How big data is helping to save the planet

Conservation International is crunching data from images to monitor the biodiversity of tropical forests around the world

A little more than a year ago, Conservation International (CI) was wrestling with a mammoth big data problem.

The nonprofit environmental organisation's mission is to protect nature and its biodiversity, but monitoring and analysing the health of species -- particularly in the tropical forests that half of all plants and animals on earth call home -- was a manual and labor-intensive process.

At 16 sites across four continents, CI had established a network of 1,000 camera traps -- cameras equipped with motion sensors that trigger when animals pass through their field of view.

Set up over 2,000 square kilometers at each site, the camera captures images of passing fauna in an effort to synthesise and understand the effects of climate change and land-use change on tropical terrestrial mammal and bird diversity.

Checking the planet's vital signs

"You and I go to the doctor and we get our vital signs checked -- our temperature, our blood pressure," says Sandy Andelman, chief scientist at CI.

"Well, we need those sorts of vital signs for the planet, and that's what we're really trying to do at Conservation International with TEAM [Tropical Ecology, Assessment and Monitoring Network] and with other programs."

"What we do is we put camera traps, so it's kind of like Candid Camera," she adds. "We put these traps all through the forest, and it allows us to find out what's there and what the animals are doing."

Because the camera traps are located in some of the more remote locations on earth, there's no infrastructure. Teams have to manually collect the data from the traps and upload it, at which point CI scientists run a series of scripts and models to identify the various species appearing in the images.

They then blend that data with climate measurements (precipitation, temperature, humidity, solar radiation, etc.), data on trees (growth, survival, deforestation, etc.) and land use data from public sources to create a model of the health of the animal populations at the sites and how they are changing over time.

"Everything is connected in the world," says Jorge Ahumada, acting executive director of the Tropical Ecology, Assessment and Monitoring (TEAM) Network at CI.

"Nature doesn't live in countries; nature lives as a unity. If we want to preserve this world, and we want to do it in a smart way, we need to be able to assess how we're doing and react quickly."
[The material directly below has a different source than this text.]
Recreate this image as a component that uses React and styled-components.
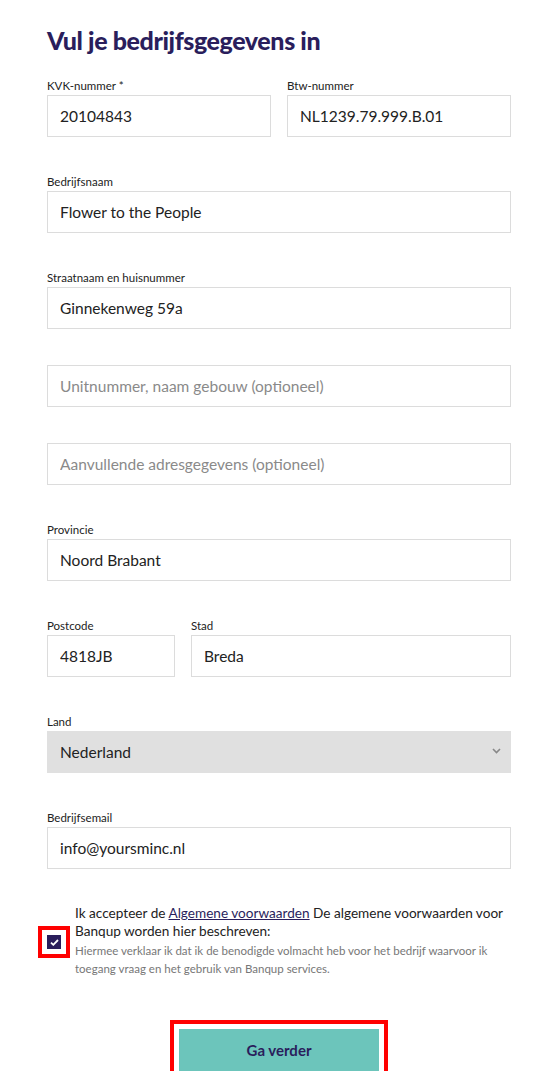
import React from "react";
import styled, { createGlobalStyle } from "styled-components";

const Global = createGlobalStyle`
  html, body { margin: 0; padding: 0; background: #fff; }
  body { font-family: Lato, "Open Sans", sans-serif; color: #222; }
  * { box-sizing: border-box; }
`;

const Page = styled.div`
  padding: 24px 31px 0 47px;
  width: 542px;
`;

const Title = styled.h1`
  margin: 0 0 21px;
  font-size: 25px;
  line-height: 32px;
  font-weight: 900;
  color: #2a1e5c;
  letter-spacing: -0.4px;
`;

const Row = styled.div`
  display: grid;
  grid-template-columns: ${(p) => p.$cols || "1fr"};
  column-gap: 16px;
  margin-bottom: 36px;
`;

const Field = styled.div`
  display: flex;
  flex-direction: column;
`;

const Label = styled.label`
  font-size: 11.5px;
  line-height: 18px;
  color: #222;
`;

const Input = styled.input`
  height: 42px;
  width: 100%;
  border: 1px solid #dcdcdc;
  padding: 0 12px;
  font-family: inherit;
  font-size: 15.5px;
  color: #222;
  background: #fff;
  outline: none;
  &::placeholder { color: #8a8a8a; }
`;

const SelectBox = styled.div`
  position: relative;
  height: 42px;
  background: #e0e0e0;
  display: flex;
  align-items: center;
  padding: 0 13px;
  font-size: 15.5px;
  color: #222;
`;

const Chevron = styled.svg`
  position: absolute;
  right: 10px;
  top: 17px;
`;

const Consent = styled.div`
  display: flex;
  align-items: center;
  gap: 14px;
  margin-top: -1px;
`;

const Check = styled.span`
  flex: none;
  width: 14px;
  height: 14px;
  background: #2a1e5c;
  display: flex;
  align-items: center;
  justify-content: center;
  outline: 4px solid #ff0000;
  outline-offset: 5px;
  margin-top: 2px;
`;

const ConsentText = styled.div`
  display: flex;
  flex-direction: column;
`;

const Main = styled.p`
  margin: 0;
  font-size: 13.6px;
  line-height: 18px;
  color: #222;
  a { color: #2a1e5c; text-decoration: underline; }
`;

const Small = styled.p`
  margin: 2px 0 0;
  font-size: 11.5px;
  line-height: 18px;
  color: #777;
`;

const ButtonWrap = styled.div`
  display: flex;
  justify-content: center;
  margin-top: 51px;
`;

const Button = styled.button`
  width: 200px;
  height: 42px;
  background: #6cc5bb;
  border: none;
  font-family: inherit;
  font-weight: 700;
  font-size: 15px;
  color: #2a1e5c;
  outline: 4px solid #ff0000;
  outline-offset: 5px;
`;

function F({ label, value, placeholder }) {
  return (
    <Field>
      {label && <Label>{label}</Label>}
      <Input defaultValue={value} placeholder={placeholder} />
    </Field>
  );
}

export default function App() {
  return (
    <Page>
      <Global />
      <Title>Vul je bedrijfsgegevens in</Title>
      <Row $cols="1fr 1fr">
        <F label="KVK-nummer *" value="20104843" />
        <F label="Btw-nummer" value="NL1239.79.999.B.01" />
      </Row>
      <Row>
        <F label="Bedrijfsnaam" value="Flower to the People" />
      </Row>
      <Row>
        <F label="Straatnaam en huisnummer" value="Ginnekenweg 59a" />
      </Row>
      <Row>
        <F placeholder="Unitnummer, naam gebouw (optioneel)" />
      </Row>
      <Row>
        <F placeholder="Aanvullende adresgegevens (optioneel)" />
      </Row>
      <Row>
        <F label="Provincie" value="Noord Brabant" />
      </Row>
      <Row $cols="128px 1fr">
        <F label="Postcode" value="4818JB" />
        <F label="Stad" value="Breda" />
      </Row>
      <Row>
        <Field>
          <Label>Land</Label>
          <SelectBox>
            Nederland
            <Chevron width="9" height="6" viewBox="0 0 9 6">
              <path d="M1 1l3.5 3.5L8 1" stroke="#888" strokeWidth="1.6" fill="none" />
            </Chevron>
          </SelectBox>
        </Field>
      </Row>
      <Row>
        <F label="Bedrijfsemail" value="info@yoursminc.nl" />
      </Row>
      <Consent>
        <Check>
          <svg width="9" height="7" viewBox="0 0 9 7">
            <path d="M1 3.6l2.3 2.2L8 1" stroke="#fff" strokeWidth="1.8" fill="none" />
          </svg>
        </Check>
        <ConsentText>
          <Main>
            Ik accepteer de <a href="#">Algemene voorwaarden</a> De algemene voorwaarden voor Banqup worden hier beschreven:
          </Main>
          <Small>
            Hiermee verklaar ik dat ik de benodigde volmacht heb voor het bedrijf waarvoor ik toegang vraag en het gebruik van Banqup services.
          </Small>
        </ConsentText>
      </Consent>
      <ButtonWrap>
        <Button>Ga verder</Button>
      </ButtonWrap>
    </Page>
  );
}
But this process wasn't quick. About a year ago, TEAM was collecting about a million images of data every year. The number is now more than two million. They crunched the data with their own computers at the CI office and distributed much of the work manually. The process of analysing the data could take weeks, months or more.

"If we wanted to run an iteration of one of our indices, it would take several weeks," Ahumada says.

"We knew what we had to do in terms of the code and data science of the problem, but we didn't have the scale to implement it quickly."

And as Ahumada notes, time is of the essence. The tropical forests CI monitors are believed to be home to half of all plants and animals on earth and to generate 40 percent of the planet's oxygen.

But 4.6 million hectares of tropical forest -- about 18,000 square miles -- are disappearing every year, according to the United Nations Environment Programme.

HP and big data analytics answer call of the wild

Enter Hewlett-Packard. In December of 2013, HP joined forces with CI to create HP Earth Insights, a program through which HP outfitted CI with its HP Vertica Analytics Platform (a cornerstone of its HAVEn Big Data solution).

While trap data still has to be collected manually, HP has helped CI make the data analysis nine times faster and more accurate to boot. HP Enterprise Services software engineers built the Wildlife Picture Index (WPI) Analytics System, a project dashboard and analytics tool for visualising user-friendly, near real-time data-driven insights.

The WPI Analytics System uses Vertica and R analytical software to estimate species occupancy at a given site using species presence-absence data (by processing raw camera trap data) and "covariates" (climate, forest edge and human presence data).

"Really, in the environmental sciences, we have not harnessed the power of big data," Ahumada says.

"We need a system that can seamlessly integrate this into information that is useful. That's where our partnership with HP became really important."

Data can change the world

"We've learned a lot of things [in the past 25 years]," Ahumada adds. "As a conservation organisation, as a nonprofit, if we really want to try to change the world, a lot of the traditional approach is you work with governments and try to influence change through various interventions.

But if you want to do it in a data-driven way, you really need to collect a lot of data. It is really important for us to partner with companies or institutions that have this expertise, and this is starting to happen now with different organisations in the nonprofit world."

So far, the data that CI's TEAM and HP Earth Insights have analyzed doesn't paint a pretty picture. Of the 275 species TEAM monitors, 60 of them (22 percent) are either significantly decreasing or likely decreasing compared with baseline levels. For instance, the Western Gorilla, a critically endangered species in the Republic of Congo, appears to have declined 10 percent from its 2009 baseline.